Ilustração com foto do Canva |
Em 31 de março de 1983 uma centena de pessoas se reuniu no município de Abreu e Lima, em Pernambuco, para reivindicar eleições diretas a Presidente da República. Aquelas 100 corajosas pessoas que deram início ao histórico movimento Diretas Já, queriam apenas votar para presidente. Algo que hoje parece tão simples que muitos se veem no direito de banalizar tal conquista.
E eram pessoas muito corajosas porque foram às ruas correndo o risco de repressão pesada, diante do regime ditatorial militar, onde atos considerados subversivos eram reprimidos, com sorte, a borrachadas. O cassetete comia solto no lombo dos atrevidos.
A semente plantada lá na região metropolitana de Recife brotou tímida, mas forte. O segundo ato, em Goiânia, juntou 5 mil pessoas e o quinto, em São Paulo, somou 15 mil. Muitos outros atos brotaram pelo Brasil afora. A passeata de 1 milhão e meio de pessoas, em São Paulo, só viria a ocorrer pouco mais de um ano depois, em abril de 1984.
A multidão em São Paulo despertou de vez a preocupação do, então, presidente militar, João Figueiredo. E o resultado foi mais censura contra a imprensa, prisões e repressão policial. Mas, a essa altura, o trem do movimento 'Diretas Já' havia partido e estava lotado de gente que gostava e se sabia capaz de escolher o próprio destino e, por isso, rejeitava o regime militar. O direito ao voto para presidente chegou, finalmente, em 1985. Há 37 anos, somente.
Nossa democracia, em todo seu esplendor, nem chegou aos 40 anos e é estarrecedor assistir hoje uma campanha eleitoral que é um show de horrores. Onde pouco podemos saber das propostas dos candidatos. Queiram ou não as torcidas organizadas de cada lado e também do povo em cima do muro, um dos dois candidatos vai governar o país.
Então, é muito desanimador que o período de campanha não seja utilizado para falar de propostas e programas de governo. É triste que as duas campanhas se utilizem, principalmente, do medo para conseguir votos. Pior, boa parte desse medo é criado a partir de mentiras; que você pode chamar de fake news, se preferir.

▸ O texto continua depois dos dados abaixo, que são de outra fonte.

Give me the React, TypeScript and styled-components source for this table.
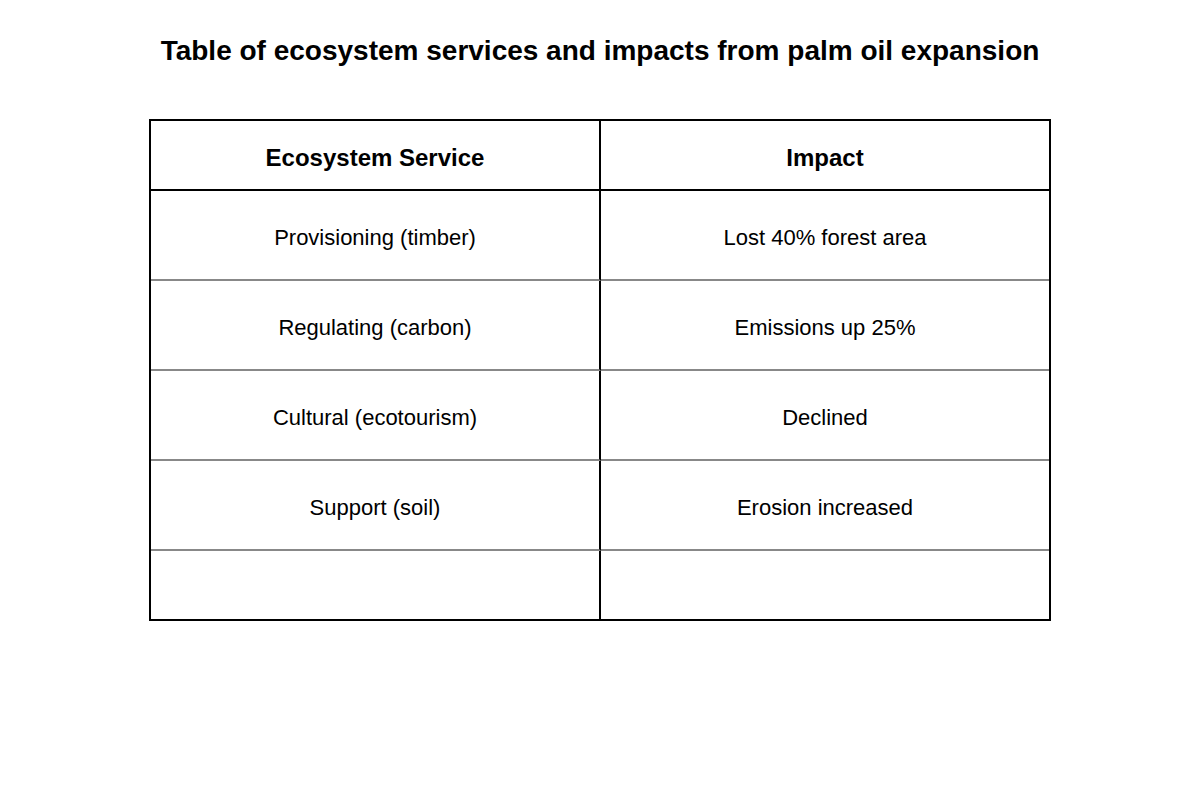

Nos empurram goela abaixo uma campanha eleitoral em que o estado laico não existe. Uma eleição na qual religião ocupa mais espaço na pauta do que saneamento básico, meio ambiente e economia. Uma eleição em que se gasta tempo afirmando a postura de um e outro sobre o aborto, em vez de se falar de saúde pública.

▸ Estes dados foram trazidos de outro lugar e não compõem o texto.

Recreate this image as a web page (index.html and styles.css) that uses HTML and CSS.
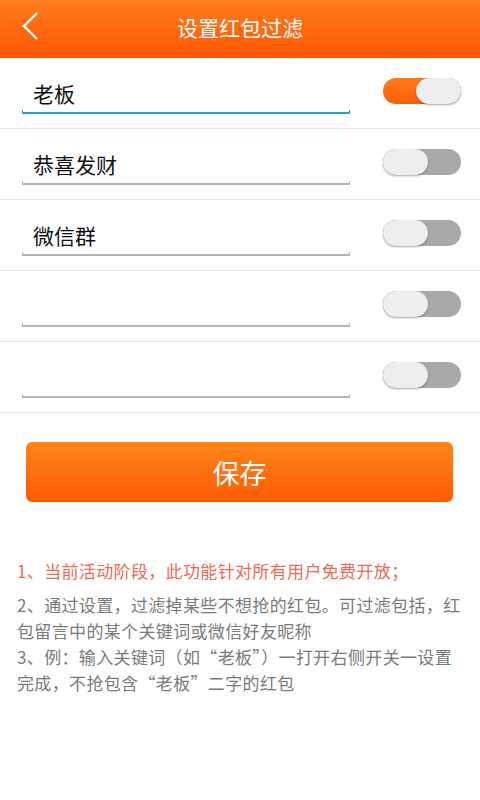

Uma eleição na qual os golpes abaixo da cintura são a regra e palavras como ladrão e assassino estão em maior evidência do que educação, trabalho e respeito. Uma eleição que é um retrocesso no qual todos, sem exceção, perdemos.
Como nação, estamos jogando fora o presente valoroso que aquelas 100 pessoas, lá de Abreu e Lima, membros do PMBD (Partido do Movimento Democrático Brasileiro), deram ao Brasil. O di-rei-to não apenas de votar para presidente, mas também de discutir política em casa, nas ruas e nas redes sociais; de conviver com as diferenças, viver e deixar viver.

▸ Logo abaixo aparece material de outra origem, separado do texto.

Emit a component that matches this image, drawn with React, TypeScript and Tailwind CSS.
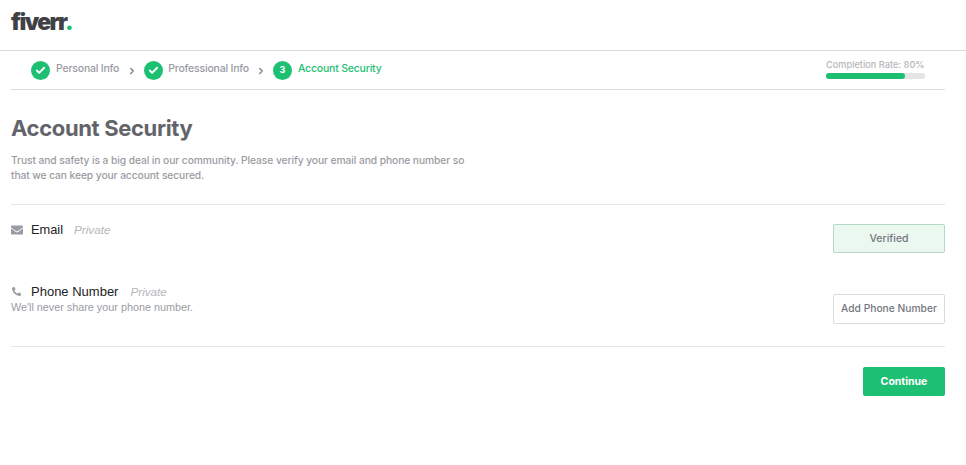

E desprezamos essa conquista quando compartilhamos uma fake news pelo whats app, sem conferir e nem se preocupar com o resultado do ato medonho de mentir, só porque a mentira que lemos confirma nosso viés de mundo.
Atiramos no lixo a conquista do direito ao voto e à liberdade de expressão quando agredimos, física ou verbalmente os profissionais da imprensa. Pisamos em cima do amor ao próximo quando armamos uma briga na frente de um templo religioso para defender esse ou aquele candidato. Somos cúmplices de todas essas atitudes asquerosas quando calamos diante de tais fatos e fazemos de conta que não é com a gente.
Aquelas 100 pessoas, lá de Abreu e Lima, ao defender o voto direto para presidente estavam defendendo também o direito à livre expressão, o direito de ir às ruas defender uma ideia, de cobrar resultado do governante, seja ele quem for.
Mas ao esquecer o valor dessa conquista e formar torcidas barulhentas e desorganizadas, que em lugar de promover debates diplomáticos e educados preferem esbravejar, xingar e agredir estamos seguindo ladeira abaixo, em queda livre, como democracia e seres humanos.
Por isso, haja o que houver dia 30 de outubro de 2022, todos já perdemos as eleições.